Jan 2, 2010

Monday 7 December

Well for some reason I have woken up for the past few mornings half awake/half asleep reading Martin's eulogy. It is a horrible thing to wake up to - especially because he is still breathing and awake next to me!! Still there is a benefit in it, as each day I wake up and realise what a great man, father, provider and Godly companion he is.
Growing up in a home of divorce and contention, I think I am beginning to realise that despite my Christian upbringing and faith, divorce has always been an option in the back of my mind. I have always held the belief that if it was needed it would be alright. I turned out alright (despite a few twitches here and there) and therefore I held the view that if I was fed up and left my husband that my kids would also turn out alright. Looking death down the barrel it is slowly dawning on me how wrong my thinking has been. It is no longer about me and my personal sense of happiness and satisfaction - although with my attitude aligned correctly I know those two things will result - but it is about a bigger picture.... my children!! I contemplate each morning, after involuntarily reading Martin's eulogy, what their lives would be like without him. I realise now how many times I say "I don't know - but daddy will".... I am acutely aware of how much he invests in them and brings the fun into their day. I know now, that not only is divorce not an option, but living without him is also not an option. We all need him.
With this in mind I am not coping well this morning as Martin leaves for work. The thought of him having a mass so large inside of him that it can be felt from the outside is horrid. Drs believe it is either all through the bowel or all through the stomach. I hate the thought of him lifting and bending all day to make someone else happy with a new kitchen, while I sit in the corner of my kitchen and rock like I have escaped from the local mental institute!

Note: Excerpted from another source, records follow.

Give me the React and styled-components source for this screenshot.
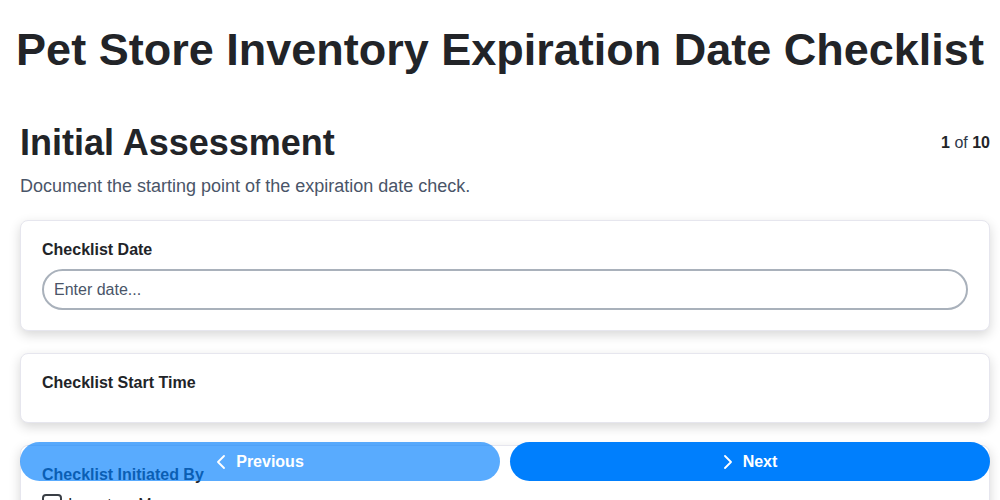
import React from "react";
import styled, { createGlobalStyle } from "styled-components";

const GlobalStyle = createGlobalStyle`
    * {
        box-sizing: border-box;
    }
    body {
        margin: 0;
        background: #ffffff;
        color: #212529;
        font-family: "Liberation Sans", Arial, sans-serif;
    }
`;

const Page = styled.div`
    padding: 0 10px 120px 20px;
`;

const Title = styled.h1`
    margin: 23px -10px 0 -20px;
    font-size: 45px;
    line-height: 1.2;
    font-weight: 700;
    text-align: center;
    color: #222428;
`;

const SectionHeader = styled.div`
    display: flex;
    justify-content: space-between;
    align-items: center;
    margin-top: 44px;
`;

const SectionTitle = styled.h2`
    margin: 0;
    font-size: 36px;
    line-height: 1.2;
    font-weight: 700;
    color: #222428;
`;

const Counter = styled.div`
    font-size: 16px;
    line-height: 1.2;
    color: #2d3748;
    b {
        color: #222428;
    }
`;

const Description = styled.p`
    margin: 9px 0 20px;
    font-size: 18px;
    line-height: 1.5;
    color: #4a5568;
`;

const Fields = styled.div`
    display: flex;
    flex-direction: column;
    gap: 22px;
`;

const Card = styled.div`
    background: #ffffff;
    border: 1px solid #e6e6ee;
    border-radius: 8px;
    padding: 20px 21px;
    box-shadow: 0 4px 12px rgba(0, 0, 0, 0.16);
`;

const Label = styled.div`
    font-size: 16px;
    line-height: 18px;
    font-weight: 700;
    color: #222428;
    margin-bottom: 10px;
`;

const TextInput = styled.input`
    display: block;
    width: 100%;
    height: 41px;
    padding: 0 10px;
    border: 2px solid #a9b1bb;
    border-radius: 21px;
    font-family: inherit;
    font-size: 16px;
    color: #222428;
    outline: none;
    &::placeholder {
        color: #4a5568;
    }
`;

const Empty = styled.div``;

const Options = styled.div`
    display: flex;
    flex-direction: column;
    gap: 10px;
`;

const Option = styled.label`
    display: flex;
    align-items: center;
    gap: 6px;
    font-size: 16px;
    line-height: 1.2;
    color: #222428;
`;

const Box = styled.span`
    width: 20px;
    height: 20px;
    border: 2px solid #3a3f46;
    border-radius: 4px;
    flex: none;
`;

const Nav = styled.div`
    position: fixed;
    left: 20px;
    right: 10px;
    bottom: 19px;
    display: grid;
    grid-template-columns: 1fr 1fr;
    gap: 10px;
`;

const NavButton = styled.button`
    display: flex;
    align-items: center;
    justify-content: center;
    gap: 10px;
    height: 39px;
    border: none;
    border-radius: 20px;
    background: #007ffd;
    color: #ffffff;
    font-family: inherit;
    font-size: 16px;
    font-weight: 700;
    opacity: ${(p) => (p.$disabled ? 0.65 : 1)};
    cursor: pointer;
`;

const Chevron = ({ dir }) => (
    <svg width="10" height="14" viewBox="0 0 10 14" fill="none">
        <polyline
            points={dir === "left" ? "8,1 2,7 8,13" : "2,1 8,7 2,13"}
            stroke="#ffffff"
            strokeWidth="1.8"
            strokeLinecap="round"
            strokeLinejoin="round"
        />
    </svg>
);

export default function App() {
    return (
        <>
            <GlobalStyle />
            <Page>
                <Title>Pet Store Inventory Expiration Date Checklist</Title>
                <SectionHeader>
                    <SectionTitle>Initial Assessment</SectionTitle>
                    <Counter>
                        <b>1</b> of <b>10</b>
                    </Counter>
                </SectionHeader>
                <Description>Document the starting point of the expiration date check.</Description>
                <Fields>
                    <Card>
                        <Label>Checklist Date</Label>
                        <TextInput placeholder="Enter date..." />
                    </Card>
                    <Card>
                        <Label>Checklist Start Time</Label>
                        <Empty />
                    </Card>
                    <Card>
                        <Label>Checklist Initiated By</Label>
                        <Options>
                            <Option><Box />Inventory Manager</Option>
                            <Option><Box />Store Manager</Option>
                            <Option><Box />Staff Member</Option>
                        </Options>
                    </Card>
                </Fields>
            </Page>
            <Nav>
                <NavButton $disabled>
                    <Chevron dir="left" />
                    Previous
                </NavButton>
                <NavButton>
                    <Chevron dir="right" />
                    Next
                </NavButton>
            </Nav>
        </>
    );
}
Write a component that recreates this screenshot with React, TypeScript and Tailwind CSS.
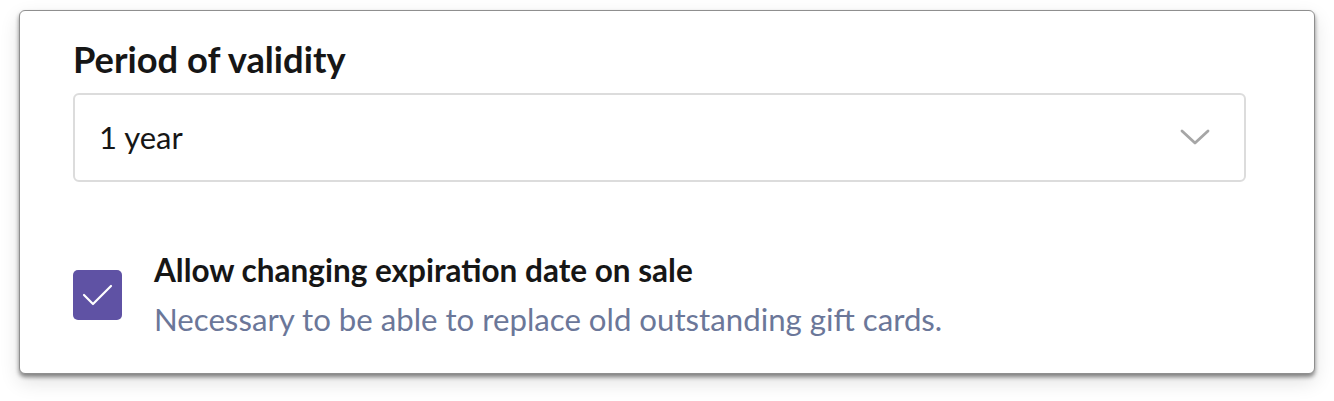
export default function App() {
  return (
    <div className="min-h-screen bg-white px-[19px] pt-[10px] font-['Lato',sans-serif]">
      <div className="h-[364px] rounded-[6px] border border-[#8f8f8f] bg-white pl-[53px] pr-[68px] pt-[26px] shadow-[0_3px_4px_rgba(0,0,0,0.45),0_8px_20px_rgba(0,0,0,0.12)]">
        {/* Period select */}
        <h2 className="text-[36.3px] font-bold leading-[44px] text-[#161616]">Period of validity</h2>
        <div className="mt-[12px] flex h-[89px] items-center justify-between rounded-[6px] border-2 border-[#dcdcdc] pl-[24px] pr-[34px]">
          <span className="text-[31px] text-[#161616]">1 year</span>
          <svg width="30" height="17" viewBox="0 0 30 17" fill="none">
            <polyline points="2,2 15,14 28,2" stroke="#a6a6a6" strokeWidth="2.8" strokeLinecap="round" strokeLinejoin="round" />
          </svg>
        </div>

        {/* Expiration checkbox */}
        <div className="mt-[68px] flex items-center gap-[32px]">
          <div className="h-[50px] w-[49px] flex-shrink-0 rounded-[5px] bg-[#5f52a4]">
            <svg width="49" height="50" viewBox="0 0 49 50" fill="none">
              <polyline points="11,25 20,34 38,16" stroke="white" strokeWidth="2.2" strokeLinecap="round" strokeLinejoin="round" />
            </svg>
          </div>
          <div className="flex flex-col">
            <span className="text-[31.5px] font-bold leading-[40px] text-[#161616]">Allow changing expiration date on sale</span>
            <span className="mt-[9px] text-[31.2px] leading-[40px] text-[#6b7799]">Necessary to be able to replace old outstanding gift cards.</span>
          </div>
        </div>
      </div>
    </div>
  );
}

I try and busy myself with the children this morning. I am usually a good little mummy (most of the time) and enjoy their company. But the past week it has been more of a challenge - I want to lock myself away with Martin like we did in the first few years of our relationship, prior to children, and ignore the rest of the world. But being school holidays it is hard to find the 'head space' I am dreaming of! Sophie declared today her indignation that I have not cooked a 'proper' meal since the holidays begun. Well I thought I was doing well considering I have barely eaten for almost a week and can hardly stand up!! I set out to redeem myself today. I spent time with Charlotte picking roses from mummas garden and vasing them up. She loves the garden - unlike me! - so she is enjoying the experience of leaves, mosquitos and dirt all over her feet as we water the vast areas on the 'must water list'. Oh please Lord send the rain not only to replenish the dams for my stress relief showers, but also to water my mother's garden!!
Martin got home early today which was great!! He rang Dr B to ask about the hospital, as we are still waiting to hear something. OMG Dr B has gone on holidays!!! He didn't feel the need to mention this on Friday when I was speaking to him. How could a doctor tell his patient that he probably has cancer oozing out of his stomach and regions beyond and then disappear to the beach for a week without a word!! Ok it's time for my practical indignation to surface again. That's it! Dr B is gone and bring in my favourite Dr H. She is a whole different kettle of fish and we should have gone there first in hindsight! Dr H is a very proactive doctor, but sometimes her manner can be a little overwhelming and when you go there for a snotty nose she can tend to have you feeling like you need to race to the hospital! In this case I decide that if anyone was going to shove the hospital along it would be her!
After being told that Dr H was booked out for a week, we push and explain the situation a little harder. OK - we are in to see her tomorrow at 12:30pm. Suddenly I have a safer feeling.... Dr H will look after us!